Em sala de aula, se descreve como linha dura. "Se eu aprovasse todo mundo, seria uma excelente professora para os índices de aprovação da secretaria de educação", diz. O projeto apresentado aos pais era organizar grupos de discussões para alunos indisciplinados, aumentar o rigor nas aprovações e propor mudanças no espaço físico da escola.

"Quero que a escola pense no ambiente físico e psicológico para receber bem os alunos e professores. Estou há 26 anos em sala de aula, e já tive momentos em que acordava e achava uma maravilha ir à escola. Em outros dias, não. Já conheci muitos professores com depressão", diz.

Episódio gerou repercussão

O episódio foi repercutido por associações de professores, sindicatos estaduais e coletivos LGBTs.

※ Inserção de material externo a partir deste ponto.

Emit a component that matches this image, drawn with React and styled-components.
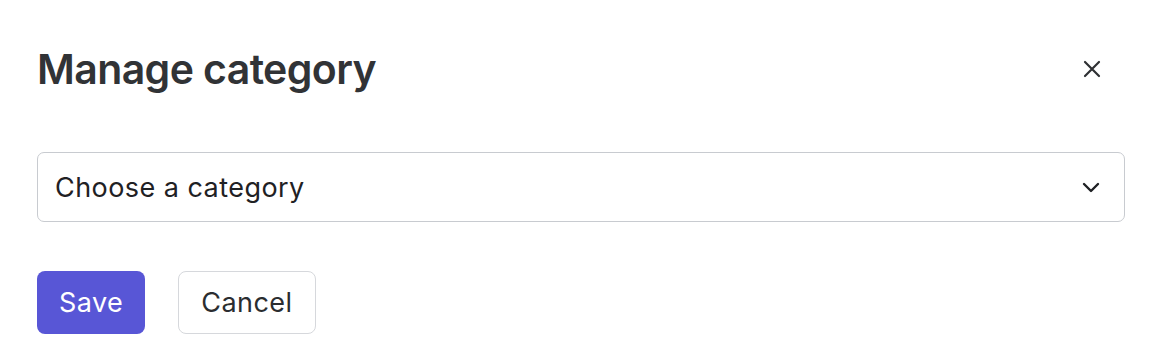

Em nota, a Aliança Nacional LGBTI+, repudia veementemente a atitude e qualquer manifestação LGBTIfóbica e se "solidariza com o/a professora violentamente agredido/a de forma verbal".

"Hoje, tenho mais pena de quem pensa assim e me preocupo: tenho medo das filhas dela sofrerem algum tipo de bullying. Mas se ela mantiver as filhas na escola, e eu for a diretora, elas serão tratadas como qualquer outro aluno", conclui.